● WHAT TO PRODUCE: Pick out each line of the records in which the word "this" appears.

● DATA EXCERPTS:
►
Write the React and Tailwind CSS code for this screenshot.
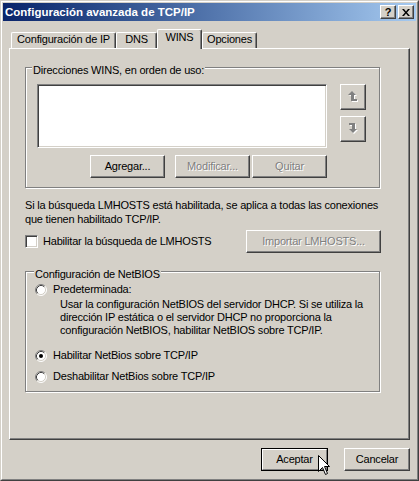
◄
►
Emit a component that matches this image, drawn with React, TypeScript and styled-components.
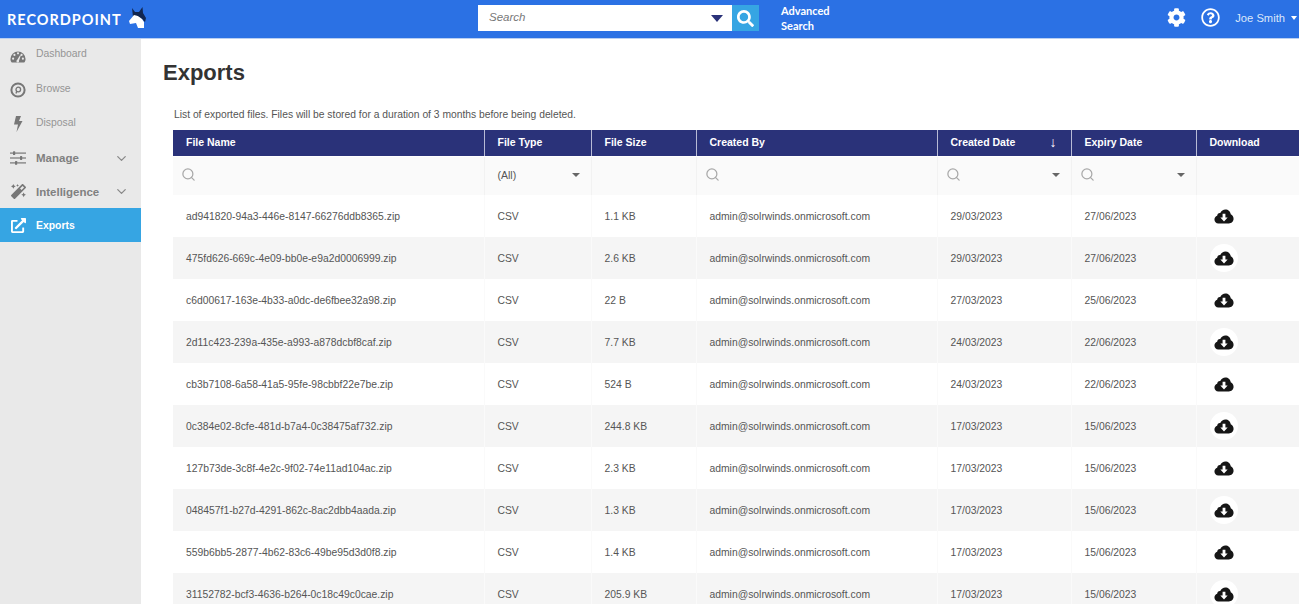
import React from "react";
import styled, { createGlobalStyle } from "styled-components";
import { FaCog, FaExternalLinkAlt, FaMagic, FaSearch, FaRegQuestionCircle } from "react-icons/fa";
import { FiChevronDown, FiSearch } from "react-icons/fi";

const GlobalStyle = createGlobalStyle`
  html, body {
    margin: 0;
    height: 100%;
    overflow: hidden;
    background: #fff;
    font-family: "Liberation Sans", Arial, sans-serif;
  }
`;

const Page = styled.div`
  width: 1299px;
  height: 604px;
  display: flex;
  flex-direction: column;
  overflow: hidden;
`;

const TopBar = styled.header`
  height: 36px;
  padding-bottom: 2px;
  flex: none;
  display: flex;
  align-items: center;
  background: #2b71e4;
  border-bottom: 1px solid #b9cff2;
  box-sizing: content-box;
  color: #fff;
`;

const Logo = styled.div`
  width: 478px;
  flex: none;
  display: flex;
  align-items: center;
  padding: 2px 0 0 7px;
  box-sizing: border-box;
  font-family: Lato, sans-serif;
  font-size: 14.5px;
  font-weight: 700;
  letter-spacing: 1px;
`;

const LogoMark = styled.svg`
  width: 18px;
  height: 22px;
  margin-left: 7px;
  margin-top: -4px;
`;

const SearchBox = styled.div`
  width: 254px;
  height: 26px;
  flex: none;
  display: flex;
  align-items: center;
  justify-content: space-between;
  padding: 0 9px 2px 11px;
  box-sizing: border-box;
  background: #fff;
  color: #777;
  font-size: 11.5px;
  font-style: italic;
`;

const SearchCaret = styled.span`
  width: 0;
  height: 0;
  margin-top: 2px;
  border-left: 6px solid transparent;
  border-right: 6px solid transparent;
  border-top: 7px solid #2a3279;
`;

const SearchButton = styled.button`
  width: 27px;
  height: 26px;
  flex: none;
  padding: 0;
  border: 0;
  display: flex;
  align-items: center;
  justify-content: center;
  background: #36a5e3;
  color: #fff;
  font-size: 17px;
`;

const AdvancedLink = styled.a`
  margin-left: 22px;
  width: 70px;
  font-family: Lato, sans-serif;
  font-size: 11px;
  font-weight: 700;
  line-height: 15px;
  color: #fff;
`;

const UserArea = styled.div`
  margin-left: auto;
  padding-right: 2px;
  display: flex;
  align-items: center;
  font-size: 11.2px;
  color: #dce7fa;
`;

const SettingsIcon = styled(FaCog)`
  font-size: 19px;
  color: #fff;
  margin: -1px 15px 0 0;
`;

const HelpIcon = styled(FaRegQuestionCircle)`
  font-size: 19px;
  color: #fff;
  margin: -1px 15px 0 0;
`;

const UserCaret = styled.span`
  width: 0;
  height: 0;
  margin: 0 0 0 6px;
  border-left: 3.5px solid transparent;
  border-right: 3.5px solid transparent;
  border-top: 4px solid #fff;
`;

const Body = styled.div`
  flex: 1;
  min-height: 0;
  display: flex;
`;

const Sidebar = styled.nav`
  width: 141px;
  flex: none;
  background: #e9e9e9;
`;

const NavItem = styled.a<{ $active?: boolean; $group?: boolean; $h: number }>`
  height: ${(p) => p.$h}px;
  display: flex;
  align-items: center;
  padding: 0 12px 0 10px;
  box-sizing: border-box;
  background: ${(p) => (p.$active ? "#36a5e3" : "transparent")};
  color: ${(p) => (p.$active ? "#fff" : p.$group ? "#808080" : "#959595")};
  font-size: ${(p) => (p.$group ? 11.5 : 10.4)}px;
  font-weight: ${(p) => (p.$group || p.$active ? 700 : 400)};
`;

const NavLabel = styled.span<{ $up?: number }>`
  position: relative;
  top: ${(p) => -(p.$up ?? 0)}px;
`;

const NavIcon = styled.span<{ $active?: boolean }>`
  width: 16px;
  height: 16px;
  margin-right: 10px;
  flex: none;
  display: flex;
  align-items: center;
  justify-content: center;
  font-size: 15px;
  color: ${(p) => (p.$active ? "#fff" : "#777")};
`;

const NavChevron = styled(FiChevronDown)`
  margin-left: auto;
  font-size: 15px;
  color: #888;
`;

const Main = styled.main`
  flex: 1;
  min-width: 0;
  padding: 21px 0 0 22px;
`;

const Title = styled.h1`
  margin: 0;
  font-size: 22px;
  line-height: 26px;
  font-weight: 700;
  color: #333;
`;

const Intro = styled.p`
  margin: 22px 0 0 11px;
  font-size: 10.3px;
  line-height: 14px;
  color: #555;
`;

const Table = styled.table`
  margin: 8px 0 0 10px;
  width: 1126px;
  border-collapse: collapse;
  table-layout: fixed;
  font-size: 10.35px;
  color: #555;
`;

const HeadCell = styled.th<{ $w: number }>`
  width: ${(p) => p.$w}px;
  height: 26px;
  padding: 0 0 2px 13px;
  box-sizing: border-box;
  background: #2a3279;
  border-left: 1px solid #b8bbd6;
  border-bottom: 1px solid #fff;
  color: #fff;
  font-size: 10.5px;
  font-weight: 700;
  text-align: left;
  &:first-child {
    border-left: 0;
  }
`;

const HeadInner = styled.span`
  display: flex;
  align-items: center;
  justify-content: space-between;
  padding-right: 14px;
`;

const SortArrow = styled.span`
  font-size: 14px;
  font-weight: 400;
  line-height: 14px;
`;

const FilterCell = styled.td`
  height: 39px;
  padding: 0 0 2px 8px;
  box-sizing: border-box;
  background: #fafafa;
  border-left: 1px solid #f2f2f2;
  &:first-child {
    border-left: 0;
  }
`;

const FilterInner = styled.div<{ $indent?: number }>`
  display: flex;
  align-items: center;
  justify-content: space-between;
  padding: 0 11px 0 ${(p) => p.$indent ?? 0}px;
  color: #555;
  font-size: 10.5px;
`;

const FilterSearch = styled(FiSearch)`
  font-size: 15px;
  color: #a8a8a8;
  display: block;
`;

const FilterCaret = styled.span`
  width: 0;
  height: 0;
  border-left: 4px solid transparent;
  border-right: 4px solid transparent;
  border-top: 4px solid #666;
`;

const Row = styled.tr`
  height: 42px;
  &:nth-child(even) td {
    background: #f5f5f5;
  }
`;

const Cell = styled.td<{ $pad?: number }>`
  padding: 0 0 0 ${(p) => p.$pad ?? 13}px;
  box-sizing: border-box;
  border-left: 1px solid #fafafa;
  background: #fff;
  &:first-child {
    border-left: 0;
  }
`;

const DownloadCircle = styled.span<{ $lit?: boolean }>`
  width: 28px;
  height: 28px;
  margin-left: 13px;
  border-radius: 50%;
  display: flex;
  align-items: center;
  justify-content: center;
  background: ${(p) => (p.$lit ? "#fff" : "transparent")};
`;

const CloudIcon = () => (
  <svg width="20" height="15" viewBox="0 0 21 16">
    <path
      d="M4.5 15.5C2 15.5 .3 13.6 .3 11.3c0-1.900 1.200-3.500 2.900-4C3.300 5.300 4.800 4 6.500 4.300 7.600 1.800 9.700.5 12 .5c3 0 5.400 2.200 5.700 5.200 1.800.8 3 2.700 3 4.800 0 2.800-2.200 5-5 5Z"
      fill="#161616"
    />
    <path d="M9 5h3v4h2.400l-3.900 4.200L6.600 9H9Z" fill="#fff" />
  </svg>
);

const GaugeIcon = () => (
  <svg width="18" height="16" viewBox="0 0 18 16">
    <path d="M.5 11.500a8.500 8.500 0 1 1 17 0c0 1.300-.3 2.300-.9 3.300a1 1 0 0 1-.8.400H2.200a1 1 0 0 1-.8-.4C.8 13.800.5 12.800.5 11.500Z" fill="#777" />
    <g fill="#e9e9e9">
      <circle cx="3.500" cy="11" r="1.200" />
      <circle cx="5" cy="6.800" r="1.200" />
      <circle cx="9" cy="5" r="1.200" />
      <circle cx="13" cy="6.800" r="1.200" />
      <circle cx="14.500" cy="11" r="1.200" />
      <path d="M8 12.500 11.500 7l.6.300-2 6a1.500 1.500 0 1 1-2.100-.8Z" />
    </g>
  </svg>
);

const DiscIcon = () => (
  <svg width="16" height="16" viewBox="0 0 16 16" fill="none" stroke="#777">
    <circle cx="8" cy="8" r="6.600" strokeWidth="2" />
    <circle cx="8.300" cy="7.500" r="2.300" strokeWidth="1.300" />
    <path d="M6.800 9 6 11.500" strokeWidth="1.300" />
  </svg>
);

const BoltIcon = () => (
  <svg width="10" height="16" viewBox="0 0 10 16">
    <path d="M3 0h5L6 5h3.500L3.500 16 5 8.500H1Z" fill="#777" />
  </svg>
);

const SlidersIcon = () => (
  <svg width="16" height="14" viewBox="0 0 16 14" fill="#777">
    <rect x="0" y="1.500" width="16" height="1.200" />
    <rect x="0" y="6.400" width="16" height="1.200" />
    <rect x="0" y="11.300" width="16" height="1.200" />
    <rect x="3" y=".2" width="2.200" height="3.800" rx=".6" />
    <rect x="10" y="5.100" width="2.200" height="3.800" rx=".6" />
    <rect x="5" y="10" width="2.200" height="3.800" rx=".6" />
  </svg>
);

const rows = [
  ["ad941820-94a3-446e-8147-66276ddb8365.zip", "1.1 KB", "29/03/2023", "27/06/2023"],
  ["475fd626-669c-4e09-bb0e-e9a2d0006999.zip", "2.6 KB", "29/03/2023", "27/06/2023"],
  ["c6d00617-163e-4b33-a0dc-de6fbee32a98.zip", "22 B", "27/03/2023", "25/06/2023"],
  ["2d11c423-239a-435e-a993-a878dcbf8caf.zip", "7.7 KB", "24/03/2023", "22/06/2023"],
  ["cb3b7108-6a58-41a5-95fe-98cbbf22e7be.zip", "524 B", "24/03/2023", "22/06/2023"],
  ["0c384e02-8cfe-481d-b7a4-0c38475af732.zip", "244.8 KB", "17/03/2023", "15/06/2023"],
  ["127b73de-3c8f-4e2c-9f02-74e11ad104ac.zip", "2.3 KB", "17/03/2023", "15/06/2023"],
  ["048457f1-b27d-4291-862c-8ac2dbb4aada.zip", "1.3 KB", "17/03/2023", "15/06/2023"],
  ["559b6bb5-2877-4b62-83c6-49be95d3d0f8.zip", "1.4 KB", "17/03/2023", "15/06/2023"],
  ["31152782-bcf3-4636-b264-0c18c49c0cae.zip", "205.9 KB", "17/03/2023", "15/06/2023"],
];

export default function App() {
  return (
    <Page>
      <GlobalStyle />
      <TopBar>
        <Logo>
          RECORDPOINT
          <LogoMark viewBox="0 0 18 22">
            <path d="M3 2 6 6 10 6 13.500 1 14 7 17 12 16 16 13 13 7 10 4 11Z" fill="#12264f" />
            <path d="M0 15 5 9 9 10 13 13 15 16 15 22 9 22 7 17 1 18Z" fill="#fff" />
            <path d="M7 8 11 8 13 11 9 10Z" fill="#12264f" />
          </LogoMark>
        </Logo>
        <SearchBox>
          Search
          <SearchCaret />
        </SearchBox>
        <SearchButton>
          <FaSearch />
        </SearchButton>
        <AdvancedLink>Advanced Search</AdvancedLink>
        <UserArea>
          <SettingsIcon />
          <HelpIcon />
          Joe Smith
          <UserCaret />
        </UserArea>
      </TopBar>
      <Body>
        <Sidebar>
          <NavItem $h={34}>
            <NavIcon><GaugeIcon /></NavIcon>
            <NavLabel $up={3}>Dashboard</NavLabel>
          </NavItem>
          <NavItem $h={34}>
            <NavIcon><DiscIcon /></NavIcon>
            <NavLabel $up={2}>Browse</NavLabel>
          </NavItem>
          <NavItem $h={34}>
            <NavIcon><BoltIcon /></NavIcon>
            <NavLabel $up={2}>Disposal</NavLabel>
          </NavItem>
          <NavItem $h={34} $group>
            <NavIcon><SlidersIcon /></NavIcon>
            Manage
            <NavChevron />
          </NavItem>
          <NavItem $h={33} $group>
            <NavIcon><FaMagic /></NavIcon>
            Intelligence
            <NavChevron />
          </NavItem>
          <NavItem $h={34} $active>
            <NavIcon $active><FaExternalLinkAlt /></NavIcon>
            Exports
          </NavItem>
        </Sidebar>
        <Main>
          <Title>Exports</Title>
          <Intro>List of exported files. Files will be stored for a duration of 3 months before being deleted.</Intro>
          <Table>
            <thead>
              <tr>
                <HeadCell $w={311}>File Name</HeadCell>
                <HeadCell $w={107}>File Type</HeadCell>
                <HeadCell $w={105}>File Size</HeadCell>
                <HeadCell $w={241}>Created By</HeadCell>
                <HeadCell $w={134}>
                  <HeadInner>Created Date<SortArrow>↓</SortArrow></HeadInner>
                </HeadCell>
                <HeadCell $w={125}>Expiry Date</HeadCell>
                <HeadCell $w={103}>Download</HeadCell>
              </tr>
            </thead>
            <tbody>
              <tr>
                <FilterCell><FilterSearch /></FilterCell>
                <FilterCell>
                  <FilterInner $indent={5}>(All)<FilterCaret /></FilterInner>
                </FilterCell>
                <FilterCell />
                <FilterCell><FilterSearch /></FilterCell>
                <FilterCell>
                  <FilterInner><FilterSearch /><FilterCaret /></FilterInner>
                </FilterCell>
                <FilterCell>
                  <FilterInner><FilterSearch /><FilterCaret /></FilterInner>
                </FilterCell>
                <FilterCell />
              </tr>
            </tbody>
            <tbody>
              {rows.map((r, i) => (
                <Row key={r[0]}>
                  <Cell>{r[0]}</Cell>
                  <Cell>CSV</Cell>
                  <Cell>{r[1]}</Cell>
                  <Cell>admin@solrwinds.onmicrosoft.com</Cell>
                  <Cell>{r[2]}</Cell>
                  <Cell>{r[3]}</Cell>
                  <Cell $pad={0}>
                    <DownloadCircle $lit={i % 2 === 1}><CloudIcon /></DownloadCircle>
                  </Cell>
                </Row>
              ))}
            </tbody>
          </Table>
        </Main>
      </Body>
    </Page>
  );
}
◄
● CORRECT ANSWER:
Write the React and Tailwind CSS code for this screenshot.
Emit a component that matches this image, drawn with React, TypeScript and styled-components.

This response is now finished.